◆ Exercise directions ◆
Do not repeat pictures. Repeat exactly the lines of the listing below from its first line through the line with "import React from".

◆ Input data ◆
################

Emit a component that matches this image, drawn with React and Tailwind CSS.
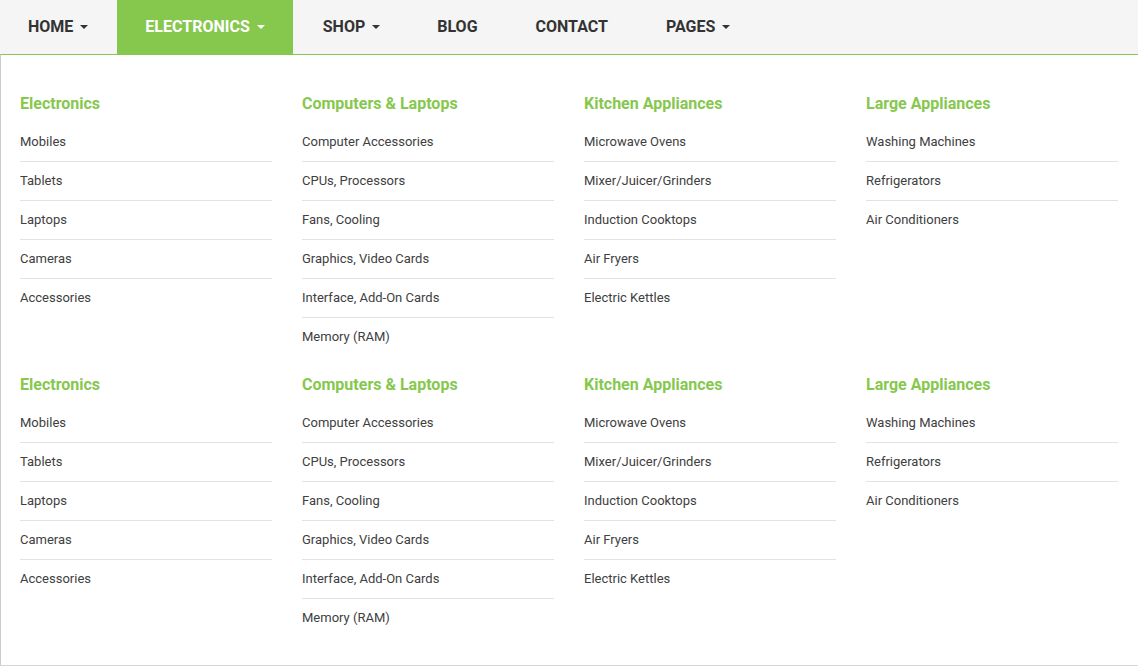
import React from "react";

const navItems = [
  { label: "HOME", caret: true, pad: "pl-[28px] pr-[29px]" },
  { label: "ELECTRONICS", caret: true, active: true, pad: "px-[28px]" },
  { label: "SHOP", caret: true, pad: "pl-[30px] pr-[28px]" },
  { label: "BLOG", pad: "px-[29px]" },
  { label: "CONTACT", pad: "px-[29px]" },
  { label: "PAGES", caret: true, pad: "px-[29px]" },
];

const columns = [
  { title: "Electronics", items: ["Mobiles", "Tablets", "Laptops", "Cameras", "Accessories"] },
  {
    title: "Computers & Laptops",
    items: [
      "Computer Accessories",
      "CPUs, Processors",
      "Fans, Cooling",
      "Graphics, Video Cards",
      "Interface, Add-On Cards",
      "Memory (RAM)",
    ],
  },
  {
    title: "Kitchen Appliances",
    items: ["Microwave Ovens", "Mixer/Juicer/Grinders", "Induction Cooktops", "Air Fryers", "Electric Kettles"],
  },
  { title: "Large Appliances", items: ["Washing Machines", "Refrigerators", "Air Conditioners"] },
];

function Caret({ active }) {
  return (
    <span
      className={
        "ml-[7px] inline-block h-0 w-0 border-x-[4px] border-t-[4px] border-x-transparent " +
        (active ? "border-t-white" : "border-t-[#333]")
      }
    />
  );
}

function Section() {
  return (
    <div className="grid grid-cols-4 gap-x-[30px]">
      {columns.map((col) => (
        <div key={col.title}>
          <h3 className="mb-[8px] text-[16px] font-bold leading-[22px] text-[#86c84e]">{col.title}</h3>
          <ul>
            {col.items.map((it, i) => (
              <li
                key={it}
                className={
                  "py-[10px] text-[13px] leading-[18px] text-[#404040] " +
                  (i < col.items.length - 1 ? "border-b border-[#e2e2e2]" : "")
                }
              >
                {it}
              </li>
            ))}
          </ul>
        </div>
      ))}
    </div>
  );
}

export default function App() {
  return (
    <div className="h-[667px] w-[1138px] overflow-hidden bg-white" style={{ fontFamily: "Roboto, 'Liberation Sans', sans-serif" }}>
      <nav className="flex h-[54px] bg-[#f5f5f5]">
        {navItems.map((n) => (
          <div
            key={n.label}
            className={
              "flex h-full items-center text-[16px] font-bold " +
              n.pad +
              " " +
              (n.active ? "bg-[#86c84e] text-white" : "text-[#333]")
            }
          >
            <span>{n.label}</span>
            {n.caret && <Caret active={n.active} />}
          </div>
        ))}
      </nav>
      <div className="flex h-[612px] flex-col gap-[18px] border-b border-l border-t border-b-[#d6d6d6] border-l-[#cccccc] border-t-[#86c84e] pb-[28px] pl-[19px] pr-[20px] pt-[38px]">
        <Section />
        <Section />
      </div>
    </div>
  );
}
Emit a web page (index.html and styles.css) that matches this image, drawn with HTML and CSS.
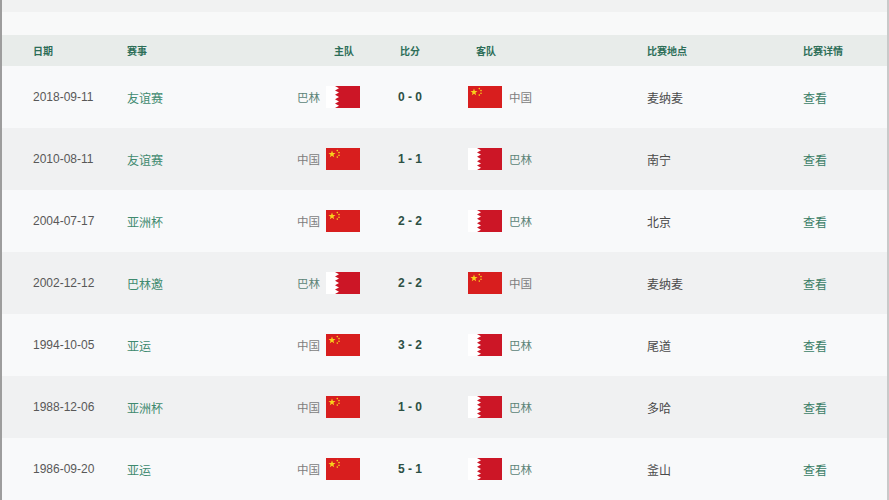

################

◆ Result ◆
Emit a component that matches this image, drawn with React and Tailwind CSS.
import React from "react";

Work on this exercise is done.